So, this last weekend we went to a Sew, Craft and Quilt show. I hoped we'd find some bargains on fabric - you know, below the $5.99 - $9.99 a yard that the fabric stores are charging as regular price for plain cotton single side prints and solids. Seriously, I have a gut level aversion to paying more than $4/yard for a single-sided light-weight cotton print that really has no great artistic "zing". It may be cute, but seldom is anything $10 + per yard cute. $8/yard is about my limit if it is well done and has metallic inclusions. Don't even try to get to look at "licensed" media stuff.

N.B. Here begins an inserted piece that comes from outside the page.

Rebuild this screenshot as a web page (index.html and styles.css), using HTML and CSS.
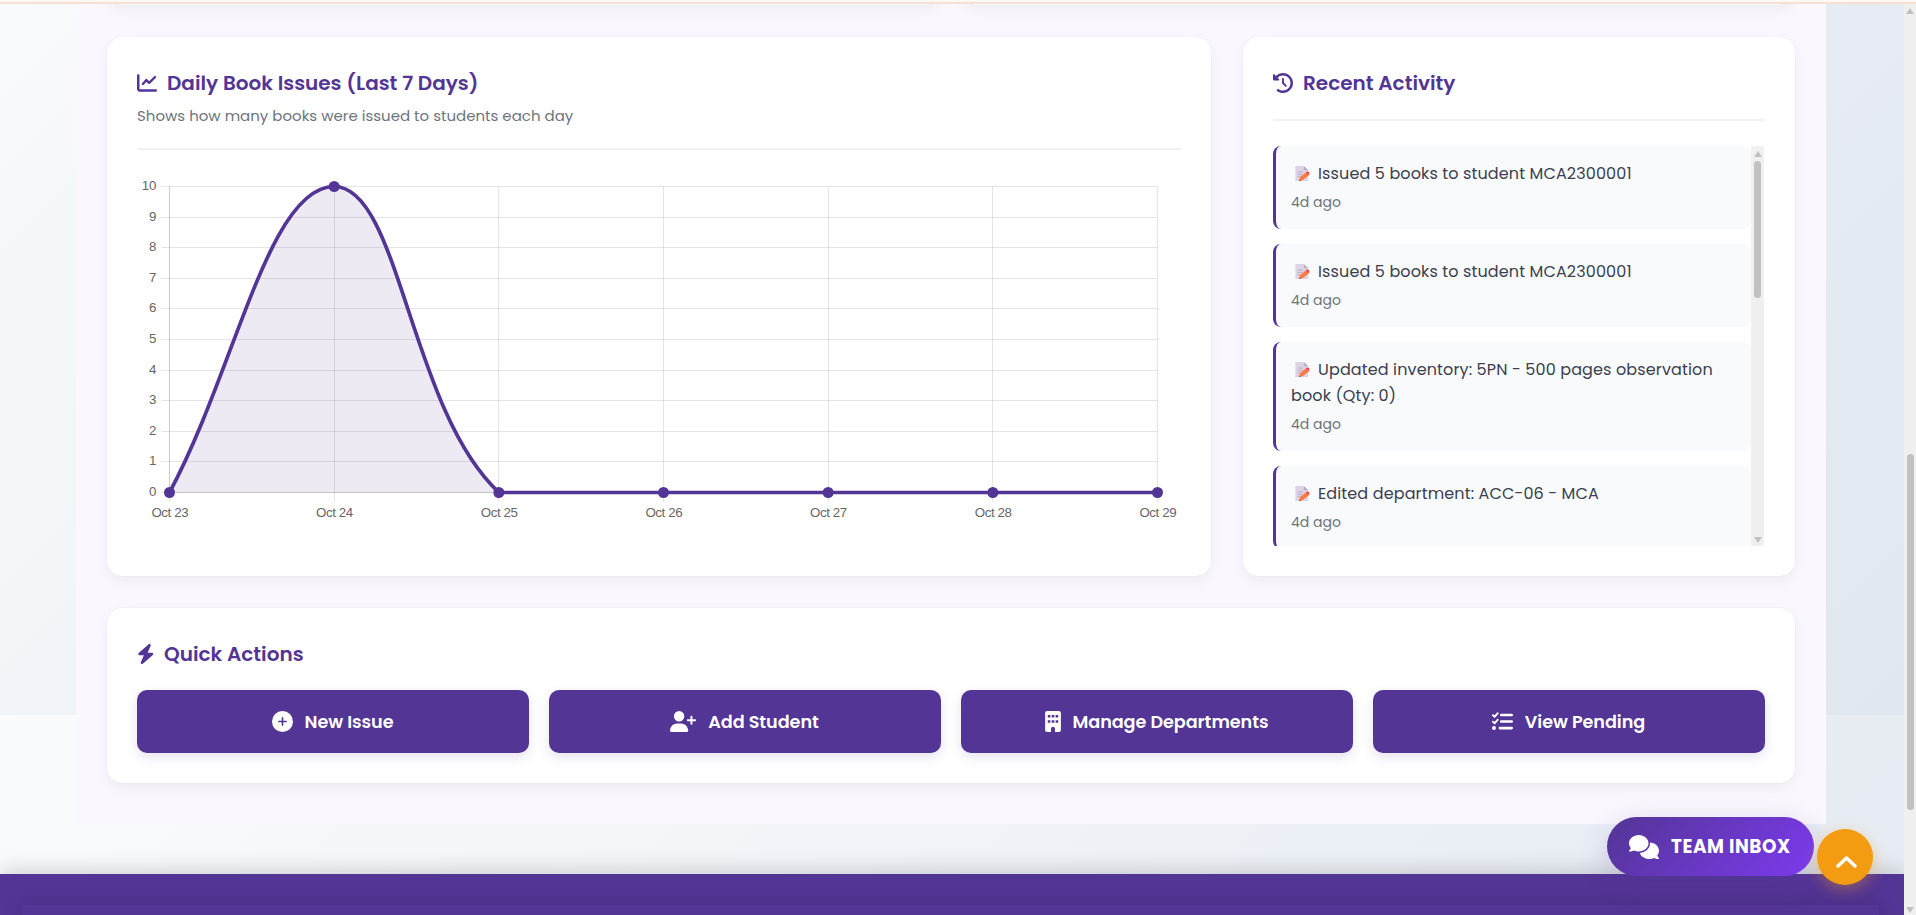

I prefer my lightweight 100% cotton to be in the $1 to $3 per yard range - I am a cheap bitch, so I shop sales a lot. I am a red tag queen. If I really like the fabric, it's in my price sweet spot, and I have the money, I will often buy a whole bolt. If it's pug ugly, but is under $1 a yard and is basic 100% cotton, I'll stock up for pattern making.

But it was a well advertised show, so I figured we'd find some bargains.

No Dice. It was like the vendors had all colluded that the "shown price" for bog standard prints, like polka dots, florals and stuff, was $6/yard. The vendors collectively said "Oooh, a captive market of junkies with more money than brains, hook up the siphons to the wallets and lets go!"

"Fat Quarters" - a half yard cut in half along the fold to give you a quarter yard - ranged from $1 each for a few crummy patterns ($4/yd) to $4 each ($16/yd!!!). The going rate for most of them was $2 for a fat quarter - $8/yard! My regular fabric store is $1.49 for a fat quarter. Most of the fabric on display was tinted toward the yellow and brown, so the stuff looked aged and dirty.

WTF? We drove 25 miles, paid $8 for parking, plus $5 each for the two of us for admission, for the privilege of paying the same or more than an ordinary fabric store charges? Not only no, but HELL NO! That was $18 that I could have spent at my regular fabric store without the long drive! But idiots were buying this crap.

Actually I did find something useful - one lady with a small shop in Sacramento had Silk fat quarters for $3.75 - $15/yard, which was competitive. That and some folks had trim for a nice cheap price and were doing a land office business.

Now, I am an inveterate remnant snarfer. This is because I make small stuff out of remnants, and I need that stuff to be cheap. Therefore it's OK that I only get 13 inches of a fabric and there's no more in any store on the West Coast. I have been very miffed lately because many stores no longer will remnant anything over a yard - 37 inches of fabric goes back on the bolt to piss off the next customer looking to make a real garment (most patterns require 1 1/2 or more yards)!

But the show gouging, and the remnant chiseling got me to thinking about why modern quilting bothered me.

Then it hit me: The old style quilts were made from rags and scraps - remnants and recycled clothes. The real "memory quilts" were made from pieces of cloth that a person had worn, or were scraps from making their clothes. They weren't special bought for that purpose.

Quilts were a way to use every scrap of fabric that came in the door, and reuse the stuff that was worn out but still had usable sections! Worn out sheets? Piece them together and use them to back a quilt! Dead shirt? Cut it up, and use the dirty parts for rags and the clean ones for quilt pieces! Quilts were about thrift, and using up everything instead of wasting it.

Even in our throwaway culture, quilts to me should be made mostly from remnants or scraps. Yeah, I'll have to buy batting, and probably a backing (unless I piece together a bunch of polar fleece remnants), but if I do a quilt it will be mostly remnants and scraps. This means it won't be one of those fancy geometric things with the matching blocks of just perfect material, but somehow I don't think my thrifty German great grandmother would care.

The real irony? The fancy tools (like rotary cutters and clear rulers) that they have come up with for quilting make doing my bags easier.